Iowa and New Hampshire, however, do not have particularly large immigrant populations. Only 4.7 percent of Iowans and 5.6 percent of New Hampshirites are foreign-born, compared with 13.1 percent nationwide. Only 7.2 percent of Iowans and 8 percent of New Hampshirites speak a language other than English at home; 20.7 percent of American families do.
And a whopping 88.7 percent of Iowans and 92.3 percent of New Hampshirites are non-Hispanic whites.
Only 1.5 percent of New Hampshirites are black.
While South Carolina has a large African-American population, it has far fewer Asian-Americans, Latinos, and immigrants than the U.S. as a whole. The rhetoric of racist congressmen from Iowa like Rep. Steve King (R) notwithstanding, African-American issues and urban issues — although they overlap — are not identical.

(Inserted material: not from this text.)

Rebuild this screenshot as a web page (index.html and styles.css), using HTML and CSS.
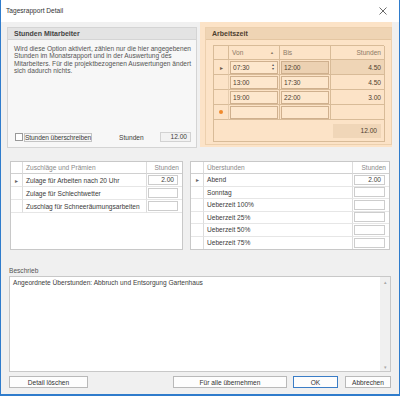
FILE: index.html
```html
<!DOCTYPE html>
<html>
<head>
    <title>Tagesrapport Detail</title>
    <link rel="stylesheet" href="styles.css">
</head>
<body>
<div class="window">
    <div class="titlebar">
        <span class="title">Tagesrapport Detail</span>
        <svg class="close" width="8" height="8" viewBox="0 0 8 8"><path d="M0.5 0.5L7.5 7.5M7.5 0.5L0.5 7.5" stroke="#444" stroke-width="0.8"/></svg>
    </div>

    <div class="top">
        <div class="group">
            <div class="group-head">Stunden Mitarbeiter</div>
            <div class="group-body">
                <p class="info">Wird diese Option aktiviert, zählen nur die hier angegebenen<br>Stunden im Monatsrapport und in der Auswertung des<br>Mitarbeiters. Für die projektbezogenen Auswertungen ändert<br>sich dadurch nichts.</p>
                <div class="override">
                    <span class="check"></span>
                    <span class="check-label">Stunden überschreiben</span>
                    <span class="hours-label">Stunden</span>
                    <span class="field">12.00</span>
                </div>
            </div>
        </div>

        <div class="highlight">
            <div class="group peach">
                <div class="group-head">Arbeitszeit</div>
                <div class="time-grid">
                    <div class="tc head"></div>
                    <div class="tc head sort">Von <span class="arrow">&#9650;</span></div>
                    <div class="tc head">Bis</div>
                    <div class="tc head num">Stunden</div>

                    <div class="tc ind">&#9656;</div>
                    <div class="tc"><span class="tbox editing">07:30<span class="spin">&#9652;<br>&#9662;</span></span></div>
                    <div class="tc"><span class="tbox sel">12:00</span></div>
                    <div class="tc num sel">4.50</div>

                    <div class="tc ind"></div>
                    <div class="tc"><span class="tbox">13:00</span></div>
                    <div class="tc"><span class="tbox">17:30</span></div>
                    <div class="tc num">4.50</div>

                    <div class="tc ind"></div>
                    <div class="tc"><span class="tbox">19:00</span></div>
                    <div class="tc"><span class="tbox">22:00</span></div>
                    <div class="tc num">3.00</div>

                    <div class="tc ind"><span class="newrow"></span></div>
                    <div class="tc"><span class="tbox"></span></div>
                    <div class="tc"><span class="tbox"></span></div>
                    <div class="tc num"></div>

                    <div class="tc foot"><span class="sum">12.00</span></div>
                </div>
            </div>
        </div>
    </div>

    <div class="middle">
        <div class="grid left-grid">
            <div class="gc head"></div>
            <div class="gc head">Zuschläge und Prämien</div>
            <div class="gc head num">Stunden</div>

            <div class="gc ind">&#9656;</div>
            <div class="gc name">Zulage für Arbeiten nach 20 Uhr</div>
            <div class="gc"><span class="vbox">2.00</span></div>

            <div class="gc ind"></div>
            <div class="gc name">Zulage für Schlechtwetter</div>
            <div class="gc"><span class="vbox"></span></div>

            <div class="gc ind"></div>
            <div class="gc name">Zuschlag für Schneeräumungsarbeiten</div>
            <div class="gc"><span class="vbox"></span></div>

            <div class="gc empty"></div>
            <div class="gc empty"></div>
            <div class="gc empty"></div>
        </div>

        <div class="grid right-grid">
            <div class="gc head"></div>
            <div class="gc head">Überstunden</div>
            <div class="gc head num">Stunden</div>

            <div class="gc ind">&#9656;</div>
            <div class="gc name">Abend</div>
            <div class="gc"><span class="vbox">2.00</span></div>

            <div class="gc ind"></div>
            <div class="gc name">Sonntag</div>
            <div class="gc"><span class="vbox"></span></div>

            <div class="gc ind"></div>
            <div class="gc name">Ueberzeit 100%</div>
            <div class="gc"><span class="vbox"></span></div>

            <div class="gc ind"></div>
            <div class="gc name">Ueberzeit 25%</div>
            <div class="gc"><span class="vbox"></span></div>

            <div class="gc ind"></div>
            <div class="gc name">Ueberzeit 50%</div>
            <div class="gc"><span class="vbox"></span></div>

            <div class="gc ind last"></div>
            <div class="gc name last">Ueberzeit 75%</div>
            <div class="gc last"><span class="vbox"></span></div>
        </div>
    </div>

    <div class="notes">
        <div class="notes-label">Beschrieb</div>
        <div class="memo">
            <div class="memo-text">Angeordnete Überstunden: Abbruch und Entsorgung Gartenhaus</div>
            <div class="scrollbar">
                <span>&#9652;</span>
                <span>&#9662;</span>
            </div>
        </div>
    </div>

    <div class="buttons">
        <button class="btn wide">Detail löschen</button>
        <span class="spacer"></span>
        <button class="btn all">Für alle übernehmen</button>
        <button class="btn ok">OK</button>
        <button class="btn cancel">Abbrechen</button>
    </div>
</div>
</body>
</html>
```

FILE: styles.css
```css
* {
    box-sizing: border-box;
}

body {
    margin: 0;
    font-family: "Liberation Sans", Arial, sans-serif;
    font-size: 6.6px;
    color: #3c3c3c;
}

.window {
    width: 400px;
    height: 396px;
    background: #f0f0f0;
    border-left: 1px solid #2f7ccc;
    border-right: 1px solid #2f7ccc;
    border-bottom: 2px solid #2f7ccc;
    display: flex;
    flex-direction: column;
}

.titlebar {
    height: 22px;
    background: #fff;
    display: flex;
    align-items: center;
    justify-content: space-between;
    padding: 0 12px 2px 5px;
    color: #333;
}

.close {
    margin-top: 1px;
}

/* top area */

.top {
    height: 126px;
    display: flex;
    align-items: flex-start;
    padding: 0 7px 0 6px;
    gap: 3px;
}

.group {
    margin-top: 5px;
    width: 190px;
    height: 121px;
    border: 1px solid #d4d4d4;
    background: #f7f7f7;
    display: flex;
    flex-direction: column;
}

.group-head {
    height: 12px;
    background: #e3e3e3;
    border-bottom: 1px solid #d4d4d4;
    font-weight: bold;
    font-size: 7px;
    color: #444;
    padding-left: 6px;
    line-height: 12px;
}

.group-body {
    flex: 1;
    display: flex;
    flex-direction: column;
    padding: 5px 5px 5px 6px;
}

.info {
    margin: 0;
    line-height: 7.4px;
    white-space: nowrap;
    color: #555;
}

.override {
    margin-top: auto;
    display: flex;
    align-items: center;
    height: 10px;
}

.check {
    width: 8px;
    height: 8px;
    border: 1px solid #999;
    background: #fff;
    margin-left: 1px;
}

.check-label {
    margin-left: 1px;
    padding: 0;
    border: 1px solid #c4c4c4;
    line-height: 7px;
    letter-spacing: -0.1px;
}

.hours-label {
    margin-left: 27px;
}

.field {
    margin-left: auto;
    width: 31px;
    height: 10px;
    border: 1px solid #d2d2d2;
    background: #f2f2f2;
    text-align: right;
    padding-right: 3px;
    line-height: 8px;
}

/* Arbeitszeit */

.highlight {
    width: 192px;
    height: 125px;
    background: #fce3c7;
    padding: 5px 0 0 5px;
}

.group.peach {
    margin-top: 0;
    width: 187px;
    height: 118px;
    background: #fce3c7;
    border-color: #ecd0ae;
}

.peach .group-head {
    background: #efd4b4;
    border-bottom-color: #e4c6a2;
    color: #4e3f30;
}

.time-grid {
    margin: 5px 7px 0 7px;
    display: grid;
    grid-template-columns: 15px 51px 51px 54px;
    grid-template-rows: 14px repeat(4, 15px) 22px;
    border: 1px solid #d8bb98;
    border-right: none;
    border-bottom: none;
    width: 171px;
}

.tc {
    border-right: 1px solid #d8bb98;
    border-bottom: 1px solid #d8bb98;
    display: flex;
    align-items: center;
    padding: 0 1px;
    color: #4e4030;
    position: relative;
}

.tc.head {
    color: #8d7a66;
    padding-left: 3px;
}

.tc.sort .arrow {
    position: absolute;
    right: 5px;
    font-size: 4px;
}

.tc.num {
    justify-content: flex-end;
    padding-right: 3px;
}

.tc.sel {
    background: #efd5b6;
}

.tc.ind {
    justify-content: center;
    font-size: 6px;
    color: #6b5a48;
    border-right-color: #e6cdaf;
}

.newrow {
    width: 4px;
    height: 4px;
    border-radius: 50%;
    background: #f08a2c;
}

.tbox {
    width: 100%;
    height: 13px;
    border: 1px solid #cfb08e;
    background: #fde7cd;
    display: flex;
    align-items: center;
    padding-left: 2px;
    position: relative;
}

.tbox.sel {
    background: #ecd1b2;
}

.spin {
    position: absolute;
    right: 3px;
    top: 1px;
    font-size: 4px;
    line-height: 4.5px;
    color: #555;
}

.tc.foot {
    grid-column: 1 / 5;
    justify-content: flex-end;
    padding-right: 3px;
}

.sum {
    width: 48px;
    height: 14px;
    background: #f0d6b8;
    display: flex;
    align-items: center;
    justify-content: flex-end;
    padding-right: 4px;
}

/* grids */

.middle {
    margin-top: 13px;
    height: 89px;
    display: flex;
    gap: 7px;
    padding: 0 9px;
}

.grid {
    display: grid;
    height: 89px;
    border: 1px solid #c8c8c8;
    background: #fff;
}

.left-grid {
    width: 173px;
    grid-template-columns: 12px 124px 35px;
    grid-template-rows: 12px repeat(3, 13px) 1fr;
}

.right-grid {
    width: 200px;
    grid-template-columns: 13px 149px 36px;
    grid-template-rows: 12px repeat(6, 1fr);
}

.gc {
    border-right: 1px solid #dcdcdc;
    border-bottom: 1px solid #e6e6e6;
    display: flex;
    align-items: center;
    padding: 0 2px 0 3px;
    white-space: nowrap;
    overflow: hidden;
}

.gc.head {
    color: #8a8a8a;
    border-bottom-color: #d0d0d0;
}

.gc.num {
    justify-content: flex-end;
    padding-right: 3px;
}

.gc:nth-child(3n) {
    border-right: none;
}

.gc.ind {
    justify-content: center;
    padding: 0;
    font-size: 6px;
    color: #666;
}

.gc.empty,
.gc.last {
    border-bottom: none;
}

.gc.empty {
    border-right: none;
}

.gc.name {
    color: #3a3a3a;
}

.vbox {
    width: 100%;
    height: 10px;
    margin: 0 -1px 0 -2px;
    border: 1px solid #cdcdcd;
    text-align: right;
    padding-right: 3px;
    line-height: 8px;
}

/* notes */

.notes {
    margin-top: 17px;
    padding: 0 8px;
}

.notes-label {
    height: 9px;
    line-height: 8px;
    color: #555;
}

.memo {
    height: 96px;
    border: 1px solid #c8c8c8;
    background: #fff;
    display: flex;
}

.memo-text {
    flex: 1;
    padding: 2px 3px;
}

.scrollbar {
    width: 10px;
    background: #f0f0f0;
    display: flex;
    flex-direction: column;
    justify-content: space-between;
    align-items: center;
    font-size: 5px;
    color: #a8a8a8;
    padding: 2px 0 1px;
}

/* buttons */

.buttons {
    margin-top: 4px;
    display: flex;
    padding: 0 8px;
    height: 12px;
}

.spacer {
    flex: 1;
}

.btn {
    height: 12px;
    padding: 0;
    font-family: inherit;
    font-size: 6.6px;
    color: #333;
    background: #fdfdfd;
    border: 1px solid #b9b9b9;
}

.btn.wide {
    width: 79px;
}

.btn.all {
    width: 114px;
}

.btn.ok {
    width: 45px;
    margin-left: 6px;
    border: 1px solid #3b7dc6;
}

.btn.cancel {
    width: 46px;
    margin-left: 7px;
}
```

South Carolina Democratic primary voters may care more about police brutality than Iowans or New Hampshirites, but they don’t necessarily care more about mass transit.
Among Democrats, the Iowa caucus has produced some unexpected results through the years. It lifted Barack Obama, from Chicago, to victory. On Monday night, it handed Sanders, a left-wing climate hawk, a tie with Hillary Clinton. But even Sanders supports ethanol, a stance it’s hard to imagine him taking if Iowa didn’t vote first. (Obama, being from neighboring corn-state Illinois, had many reasons to be pro-ethanol, Iowa among them.)
But that doesn’t prove that Iowa is actually good for urban candidates or climate hawks any more than the fact that Iowa’s last three Republican winners — Ted Cruz, Rick Santorum, and Mike Huckabee — are all right-wing extremists and climate science deniers proves the opposite. The long-term questions are: Which issues get attention? And in which direction are the candidates pulled? By consistently endowing small, rural states with more power in the primaries, both parties are putting cities and the climate at a disadvantage.